Par David Brites.
30.000. C’est le nombre de civils kurdes qui ont fui, ces derniers jours, leurs villes et villages de Syrie, en direction de l’Irak. Estimation a minima, puisque ce nombre croît désormais rapidement. Ce nouveau drame humain, dans un pays qui en connaît désormais tant, est le résultat des affrontements opposant des milices syriennes se réclamant du djihad à des groupes armés kurdes. Un accord de cessez-le-feu avait pourtant vu le jour en février dernier, entre la Révolution syrienne et les représentants de la cause kurde. Quelles sont les causes de la dégradation des relations entre Arabes et Kurdes sur le terrain ?
Décidément, le chemin s’annonce encore long pour les Kurdes de la région qui souhaitent se doter d’institutions politiques à part entière. En Irak, où ils sont réduits aux confins septentrionaux du pays, les Kurdes ont obtenu, à défaut de l’indépendance, une réelle autonomie (2005) à la faveur de l’intervention anglo-américaine de 2003. Largement considérés par les Turcs comme une peuplade arriérée (des « Turcs des montagnes ») et illégitime à se constituer en État, les Kurdes de Turquie viennent à peine de lâcher les armes, après quatre décennies de guérilla qui auront fait plusieurs dizaines de milliers de morts – encore faut-il que l’abandon de la lutte armée soit effectif et que les négociations avec Ankara aboutissent.

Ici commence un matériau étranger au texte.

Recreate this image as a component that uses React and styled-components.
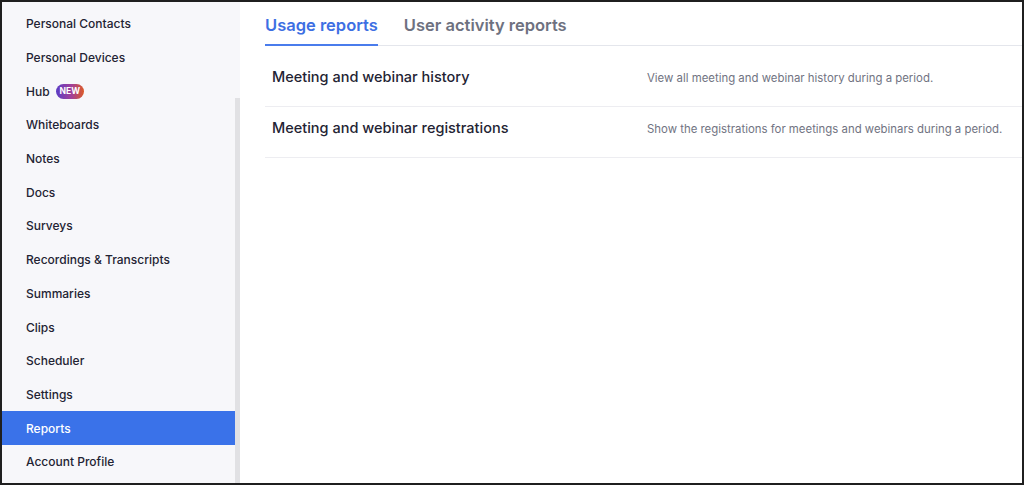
import styled, { createGlobalStyle } from 'styled-components';

const GlobalStyle = createGlobalStyle`
  html, body {
    margin: 0;
    padding: 0;
    background: #fff;
    font-family: Inter, "Liberation Sans", Arial, sans-serif;
  }
`;

const Frame = styled.div`
  display: flex;
  height: 485px;
  box-sizing: border-box;
  border: 2px solid #1f1f1f;
  overflow: hidden;
`;

const Sidebar = styled.aside`
  display: flex;
  width: 238px;
  flex-shrink: 0;
  background: #f7f7fa;
`;

const NavList = styled.nav`
  flex: 1;
  padding-top: 5px;
`;

const NavItem = styled.div`
  display: flex;
  align-items: center;
  gap: 6px;
  height: 33.7px;
  padding-left: 24px;
  font-size: 12px;
  font-weight: 500;
  color: ${p => (p.active ? '#fff' : '#232333')};
  background: ${p => (p.active ? '#3a72e9' : 'transparent')};
`;

const NewBadge = styled.span`
  display: inline-flex;
  align-items: center;
  height: 15px;
  padding: 0 4px;
  border-radius: 8px;
  background: linear-gradient(90deg, #5b3cc4 0%, #a2409a 55%, #dc5a26 100%);
  color: #fff;
  font-size: 8.5px;
  font-weight: 700;
`;

const ScrollRail = styled.div`
  width: 5px;
  padding-top: 96px;
`;

const ScrollThumb = styled.div`
  height: 100%;
  background: #e1e1e4;
`;

const Main = styled.main`
  flex: 1;
  padding-left: 25px;
`;

const TabBar = styled.div`
  display: flex;
  gap: 26px;
  height: 44px;
  box-sizing: border-box;
  border-bottom: 1px solid #e4e6ec;
`;

const Tab = styled.div`
  display: flex;
  align-items: center;
  height: 44px;
  box-sizing: border-box;
  padding-top: 4px;
  font-size: 16.5px;
  font-weight: 600;
  color: ${p => (p.active ? '#3d6fe3' : '#6e7180')};
  border-bottom: 2px solid ${p => (p.active ? '#4a7cec' : 'transparent')};
`;

const ReportList = styled.div`
  margin-top: 10px;
`;

const ReportRow = styled.div`
  display: flex;
  align-items: flex-start;
  height: 51px;
  box-sizing: border-box;
  padding: 12px 0 0 7px;
  border-bottom: 1px solid #ededf1;
`;

const ReportTitle = styled.div`
  width: 375px;
  flex-shrink: 0;
  font-size: 14.5px;
  font-weight: 500;
  line-height: 18px;
  color: #232333;
`;

const ReportDesc = styled.div`
  font-size: 11.4px;
  line-height: 20px;
  color: #717382;
`;

const navItems = [
  'Personal Contacts',
  'Personal Devices',
  'Hub',
  'Whiteboards',
  'Notes',
  'Docs',
  'Surveys',
  'Recordings & Transcripts',
  'Summaries',
  'Clips',
  'Scheduler',
  'Settings',
  'Reports',
  'Account Profile',
];

const reports = [
  { title: 'Meeting and webinar history', desc: 'View all meeting and webinar history during a period.' },
  { title: 'Meeting and webinar registrations', desc: 'Show the registrations for meetings and webinars during a period.' },
];

const App = () => (
  <>
    <GlobalStyle />
    <Frame>
      <Sidebar>
        <NavList>
          {navItems.map(item => (
            <NavItem key={item} active={item === 'Reports'}>
              {item}
              {item === 'Hub' && <NewBadge>NEW</NewBadge>}
            </NavItem>
          ))}
        </NavList>
        <ScrollRail>
          <ScrollThumb />
        </ScrollRail>
      </Sidebar>
      <Main>
        <TabBar>
          <Tab active>Usage reports</Tab>
          <Tab>User activity reports</Tab>
        </TabBar>
        <ReportList>
          {reports.map(r => (
            <ReportRow key={r.title}>
              <ReportTitle>{r.title}</ReportTitle>
              <ReportDesc>{r.desc}</ReportDesc>
            </ReportRow>
          ))}
        </ReportList>
      </Main>
    </Frame>
  </>
);

export default App;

En Syrie, la communauté kurde représente 9% de la population. Ses quelques deux millions d’individus, répartis sur plusieurs localités frontalières à la Turquie, mais privés de continuité territoriale, ont longtemps souffert d’être considérés par Damas comme des sous-citoyens. Lorsque la Révolution éclate en mars 2011, les Kurdes de Syrie se trouvent confrontés à un dilemme terrible. Celui de choisir entre un mouvement populaire dont les doléances lui semblent momentanément éloignés de ses propres revendications autonomistes, et un régime qui les a longtemps marginalisés, mais dont l’autoritarisme et la dimension multiconfessionnelle (alliant chrétiens, alaouites et druzes) garantit au moins leur sécurité face à la majorité arabe. Double conséquence de ce dilemme : les Kurdes voient le régime multiplier les signes d’ouverture à leur égard ; ils adoptent quant à eux, sur le terrain, une position ambigüe susceptible de leur permettre de se positionner pour tel ou tel camp en fonction de l’évolution du conflit.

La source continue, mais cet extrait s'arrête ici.